══ Collected material ══

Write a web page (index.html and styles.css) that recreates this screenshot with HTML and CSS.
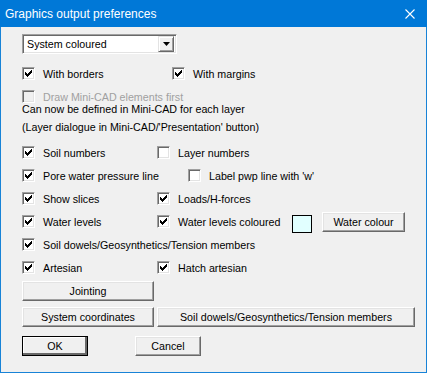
FILE: index.html
```html
<!DOCTYPE html>
<html lang="en">
<head>
    <meta charset="UTF-8">
    <title>Graphics output preferences</title>
    <link rel="stylesheet" href="styles.css">
</head>
<body>
    <div class="dialog">
        <div class="title-bar">
            <span class="title">Graphics output preferences</span>
            <svg class="close" width="10" height="10" viewBox="0 0 10 10">
                <path d="M0.5 0.5 L9.5 9.5 M9.5 0.5 L0.5 9.5" stroke="#fff" stroke-width="1.1" fill="none"/>
            </svg>
        </div>

        <div class="content">
            <div class="combo">
                <span class="combo-text">System coloured</span>
                <span class="combo-btn">
                    <svg width="7" height="4" viewBox="0 0 7 4"><path d="M0 0 H7 L3.5 4 Z" fill="#000"/></svg>
                </span>
            </div>

            <div class="row row-top">
                <label class="check w150"><span class="box on"></span>With borders</label>
                <label class="check"><span class="box on"></span>With margins</label>
            </div>
            <div class="row">
                <label class="check disabled"><span class="box"></span>Draw Mini-CAD elements first</label>
            </div>
            <div class="note">
                Can now be defined in Mini-CAD for each layer<br>
                (Layer dialogue in Mini-CAD/'Presentation' button)
            </div>

            <div class="row row-gap">
                <label class="check w135"><span class="box on"></span>Soil numbers</label>
                <label class="check"><span class="box"></span>Layer numbers</label>
            </div>
            <div class="row">
                <label class="check w166"><span class="box on"></span>Pore water pressure line</label>
                <label class="check"><span class="box"></span>Label pwp line with 'w'</label>
            </div>
            <div class="row">
                <label class="check w135"><span class="box on"></span>Show slices</label>
                <label class="check"><span class="box on"></span>Loads/H-forces</label>
            </div>
            <div class="row">
                <label class="check w135"><span class="box on"></span>Water levels</label>
                <label class="check w135"><span class="box on"></span>Water levels coloured</label>
                <span class="swatch"></span>
                <button class="btn btn-colour">Water colour</button>
            </div>
            <div class="row">
                <label class="check"><span class="box on"></span>Soil dowels/Geosynthetics/Tension members</label>
            </div>
            <div class="row">
                <label class="check w135"><span class="box on"></span>Artesian</label>
                <label class="check"><span class="box on"></span>Hatch artesian</label>
            </div>

            <div class="btn-row btn-row-first">
                <button class="btn btn-wide">Jointing</button>
            </div>
            <div class="btn-row btn-row-second">
                <button class="btn btn-wide">System coordinates</button>
                <button class="btn btn-long">Soil dowels/Geosynthetics/Tension members</button>
            </div>
            <div class="btn-row btn-row-last">
                <button class="btn btn-small btn-default">OK</button>
                <button class="btn btn-small btn-cancel">Cancel</button>
            </div>
        </div>
    </div>
</body>
</html>
```

FILE: styles.css
```css
body {
    margin: 0;
    padding: 0;
    font-family: 'Liberation Sans', Arial, sans-serif;
    font-size: 10.7px;
    color: #000;
    background: #f0f0f0;
}

.dialog {
    width: 427px;
    height: 373px;
    box-sizing: border-box;
    border: 1px solid #1883d7;
    border-top: none;
    background: #f0f0f0;
}

.title-bar {
    height: 27px;
    margin: 0 -1px;
    background: #0078d7;
    color: #fff;
    display: flex;
    align-items: center;
    justify-content: space-between;
    padding: 0 12px 0 5px;
}
.title {
    font-size: 12px;
}
.close {
    display: block;
}

.content {
    padding: 7px 0 0 21px;
}

.combo {
    width: 155px;
    height: 20px;
    box-sizing: border-box;
    background: #fff;
    border-top: 1px solid #a0a0a0;
    border-left: 1px solid #a0a0a0;
    border-right: 1px solid #fff;
    border-bottom: 1px solid #fff;
    box-shadow: inset 1px 1px 0 #696969, inset -1px -1px 0 #e3e3e3;
    display: flex;
    align-items: center;
    justify-content: space-between;
    padding: 2px;
}
.combo-text {
    padding-left: 2px;
}
.combo-btn {
    width: 16px;
    height: 16px;
    box-sizing: border-box;
    background: #f0f0f0;
    border-top: 1px solid #e3e3e3;
    border-left: 1px solid #e3e3e3;
    border-right: 1px solid #696969;
    border-bottom: 1px solid #696969;
    box-shadow: inset 1px 1px 0 #fff, inset -1px -1px 0 #a0a0a0;
    display: flex;
    align-items: center;
    justify-content: center;
}
.combo-btn svg {
    display: block;
}

.row {
    height: 23px;
    display: flex;
    align-items: center;
}
.row-top {
    margin-top: 8px;
}
.row-gap {
    margin-top: 5px;
}

.check {
    display: flex;
    align-items: center;
    white-space: nowrap;
}
.w135 { width: 135px; }
.w150 { width: 150px; }
.w166 { width: 166px; }

.box {
    width: 13px;
    height: 13px;
    box-sizing: border-box;
    margin-right: 8px;
    background: #fff;
    border-top: 1px solid #a0a0a0;
    border-left: 1px solid #a0a0a0;
    border-right: 1px solid #fff;
    border-bottom: 1px solid #fff;
    box-shadow: inset 1px 1px 0 #696969, inset -1px -1px 0 #e3e3e3;
}
.box.on {
    background: #fff url("data:image/svg+xml,%3Csvg xmlns='http://www.w3.org/2000/svg' width='11' height='11'%3E%3Cpath d='M2 4h1v1h1v1h1V5h1V4h1V3h1V2h1v3H8v1H7v1H6v1H5v1H4V8H3V7H2z' fill='%23000'/%3E%3C/svg%3E") no-repeat center;
}
.disabled {
    color: #a0a0a0;
}
.disabled .box {
    background: #f0f0f0;
}

.note {
    margin-top: -8px;
    line-height: 18px;
}

.swatch {
    width: 20px;
    height: 18px;
    box-sizing: border-box;
    border: 1px solid #000;
    background: #e1ffff;
    margin-top: 4px;
}

.btn {
    font-family: inherit;
    font-size: 10.7px;
    color: #000;
    height: 20px;
    padding: 0;
    box-sizing: border-box;
    background: #f0f0f0;
    border-top: 1px solid #fff;
    border-left: 1px solid #fff;
    border-right: 1px solid #696969;
    border-bottom: 1px solid #696969;
    box-shadow: inset -1px -1px 0 #a0a0a0, inset 1px 1px 0 #e3e3e3;
    cursor: pointer;
}
.btn-colour {
    width: 83px;
    margin-left: 10px;
    margin-top: 1px;
}
.btn-wide {
    width: 132px;
}
.btn-long {
    width: 258px;
    margin-left: 3px;
}
.btn-small {
    width: 66px;
}
.btn-default {
    outline: 1px solid #000;
    outline-offset: -1px;
    border-top-color: #fff;
    box-shadow: inset -2px -2px 0 #696969, inset 1px 1px 0 #fff;
}
.btn-cancel {
    margin-left: 47px;
}

.btn-row {
    display: flex;
}
.btn-row-first {
    margin-top: 2px;
}
.btn-row-second {
    margin-top: 6px;
}
.btn-row-last {
    margin-top: 9px;
}
```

═══

§ **What to do**
Say how many lines in this listing hold the string "styles", giving the count and nothing more.

§ **Exercise result**
3